Bilayer Cuprate Antiferromagnets Enable Programmable Cavity Optomagnonics
Tahereh Sadat Parvini
Published: 2025/9/21
Abstract
Hybrid platforms that couple microwave photons to collective spin excitations offer promising routes for coherent information processing, yet conventional magnets face inherent trade-offs among coupling strength, coherence, and tunability. We demonstrate that bilayer cuprate antiferromagnets, exemplified by YBa2Cu3O6+x, provide an alternative approach enabled by their unique magnon spectrum. Using a neutron-constrained bilayer spin model, we obtain the complete Gamma-point spectrum and identify an in-plane acoustic alpha mode that remains gapless and Zeeman-linear, alongside an in-plane optical beta mode stabilized by weak anisotropy whose frequency can be tuned from the gigahertz to terahertz range. When coupled to a single-mode microwave cavity, these modes create two distinct channels with a magnetically tunable alpha-photon interaction and a nearly field-independent beta-photon interaction. This asymmetric behavior enables continuous, single-parameter control spanning from dispersive to strong coupling regimes.

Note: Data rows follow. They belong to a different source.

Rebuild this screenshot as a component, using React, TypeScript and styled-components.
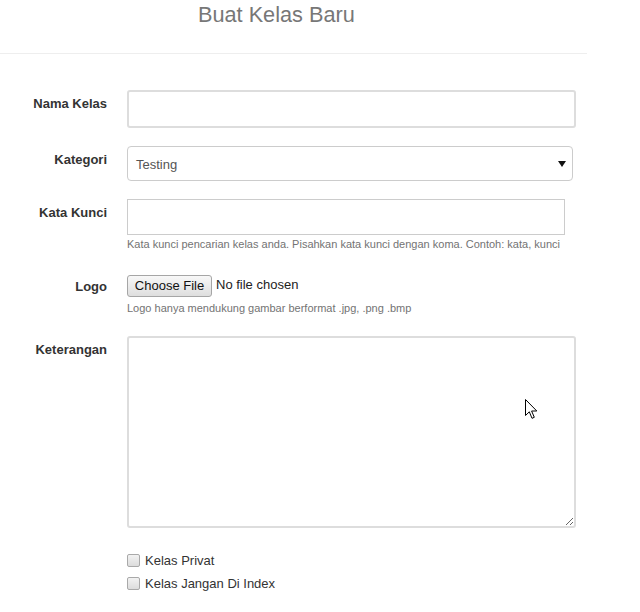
import React from "react";
import styled, { createGlobalStyle } from "styled-components";

const Global = createGlobalStyle`
  html, body { margin: 0; padding: 0; background: #fff; }
  body { font-family: "Liberation Sans", Arial, sans-serif; color: #333; }
  * { box-sizing: border-box; }
`;

const Page = styled.div`
  position: relative;
  width: 640px;
  height: 612px;
  overflow: hidden;
`;

const Header = styled.header`
  width: 587px;
  padding: 3px 0 26px 198px;
  border-bottom: 1px solid #eeeeee;
`;

const Title = styled.h1`
  margin: 0;
  font-size: 21.7px;
  line-height: 24px;
  font-weight: normal;
  color: #777;
`;

const Form = styled.form`
  padding-top: 36px;
  display: flex;
  flex-direction: column;
`;

const Row = styled.div<{ $mb?: number }>`
  display: grid;
  grid-template-columns: 107px 1fr;
  column-gap: 20px;
  margin-bottom: ${(p) => p.$mb ?? 18}px;
`;

const Label = styled.label<{ $pt?: number }>`
  text-align: right;
  font-size: 13px;
  font-weight: bold;
  line-height: 18px;
  padding-top: ${(p) => p.$pt ?? 5}px;
  color: #333;
`;

const Control = styled.div`
  display: flex;
  flex-direction: column;
  align-items: flex-start;
`;

const TextInput = styled.input<{ $w: number; $h: number; $thick?: boolean; $radius?: number }>`
  width: ${(p) => p.$w}px;
  height: ${(p) => p.$h}px;
  border: ${(p) => (p.$thick ? "2px solid #dddddd" : "1px solid #cccccc")};
  border-radius: ${(p) => p.$radius ?? 0}px;
  padding: 0 8px;
  font: 13px "Liberation Sans", Arial, sans-serif;
  outline: none;
  background: #fff;
`;

const SelectBox = styled.div`
  width: 446px;
  height: 35px;
  border: 1px solid #cccccc;
  border-radius: 4px;
  padding: 1px 6px 0 8px;
  display: flex;
  align-items: center;
  justify-content: space-between;
  font-size: 13px;
  color: #555;
`;

const Help = styled.span<{ $mt: number }>`
  display: block;
  margin-top: ${(p) => p.$mt}px;
  font-size: 11px;
  line-height: 15px;
  color: #737373;
`;

const FileRow = styled.div`
  display: flex;
  align-items: center;
  gap: 4px;
  height: 22px;
`;

const FileButton = styled.button`
  height: 22px;
  width: 85px;
  padding: 0;
  border: 1px solid #a6a6a6;
  border-radius: 3px;
  background: linear-gradient(#f8f8f8, #dedede);
  font: 13px "Liberation Sans", Arial, sans-serif;
  color: #111;
  line-height: 20px;
`;

const FileStatus = styled.span`
  font-size: 13px;
  color: #222;
  margin-top: -3px;
`;

const TextArea = styled.textarea`
  width: 449px;
  height: 192px;
  border: 2px solid #dddddd;
  border-radius: 3px;
  resize: both;
  outline: none;
  font: 13px "Liberation Sans", Arial, sans-serif;
`;

const CheckList = styled.div`
  margin-left: 127px;
  display: flex;
  flex-direction: column;
`;

const CheckRow = styled.label`
  display: flex;
  align-items: center;
  gap: 5px;
  height: 23px;
  font-size: 13px;
  color: #333;
`;

const Box = styled.span`
  width: 13px;
  height: 13px;
  border: 1px solid #a9a9a9;
  border-radius: 2px;
  background: linear-gradient(#f2f2f2, #dcdcdc);
`;

const Cursor = styled.svg`
  position: absolute;
  left: 525px;
  top: 399px;
`;

export default function App() {
  return (
    <Page>
      <Global />
      <Header>
        <Title>Buat Kelas Baru</Title>
      </Header>
      <Form onSubmit={(e) => e.preventDefault()}>
        <Row>
          <Label>Nama Kelas</Label>
          <Control>
            <TextInput $w={449} $h={38} $thick $radius={3} />
          </Control>
        </Row>
        <Row>
          <Label>Kategori</Label>
          <Control>
            <SelectBox>
              <span>Testing</span>
              <svg width="8" height="6" viewBox="0 0 8 6">
                <path d="M0 0 H8 L4 6 Z" fill="#111" />
              </svg>
            </SelectBox>
          </Control>
        </Row>
        <Row $mb={23}>
          <Label>Kata Kunci</Label>
          <Control>
            <TextInput $w={438} $h={36} />
            <Help $mt={2}>
              Kata kunci pencarian kelas anda. Pisahkan kata kunci dengan koma. Contoh: kata, kunci
            </Help>
          </Control>
        </Row>
        <Row $mb={20}>
          <Label $pt={3}>Logo</Label>
          <Control>
            <FileRow>
              <FileButton type="button">Choose File</FileButton>
              <FileStatus>No file chosen</FileStatus>
            </FileRow>
            <Help $mt={4}>Logo hanya mendukung gambar berformat .jpg, .png .bmp</Help>
          </Control>
        </Row>
        <Row $mb={21}>
          <Label>Keterangan</Label>
          <Control>
            <TextArea />
          </Control>
        </Row>
        <CheckList>
          <CheckRow>
            <Box />
            Kelas Privat
          </CheckRow>
          <CheckRow>
            <Box />
            Kelas Jangan Di Index
          </CheckRow>
        </CheckList>
      </Form>
      <Cursor width="13" height="21" viewBox="0 0 13 21">
        <path
          d="M0.5 0.5 L0.5 16.5 L4.3 12.8 L7 19.3 L9.3 18.3 L6.6 12 L11.8 12 Z"
          fill="#fff"
          stroke="#000"
          strokeWidth="1"
          strokeLinejoin="miter"
        />
      </Cursor>
    </Page>
  );
}
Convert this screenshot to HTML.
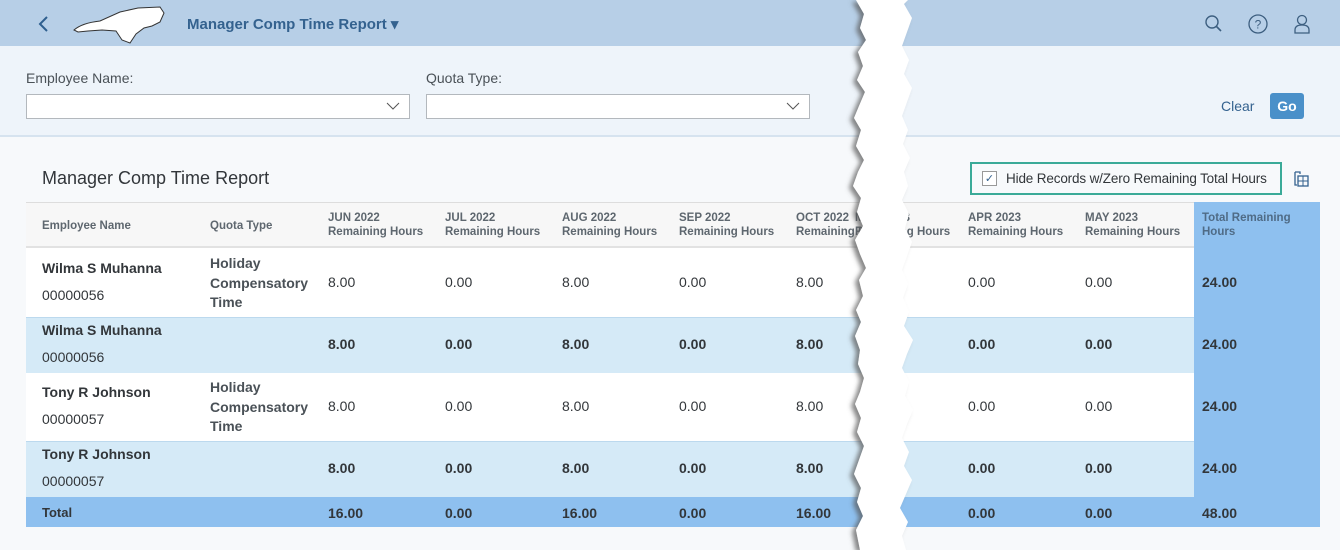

In the dispersive limit, our analysis reveals cavity-mediated magnon-magnon coupling, while near triple resonance the normal modes reorganize into bright and dark superpositions governed by a single collective energy scale. The calculated transmission exhibits vacuum-Rabi splittings, dispersive shifts, and Fano-like lineshapes that provide concrete experimental benchmarks and suggest potential for programmable filtering and coherent state transfer across the gigahertz-terahertz frequency range if realized experimentally with suitable interfaces.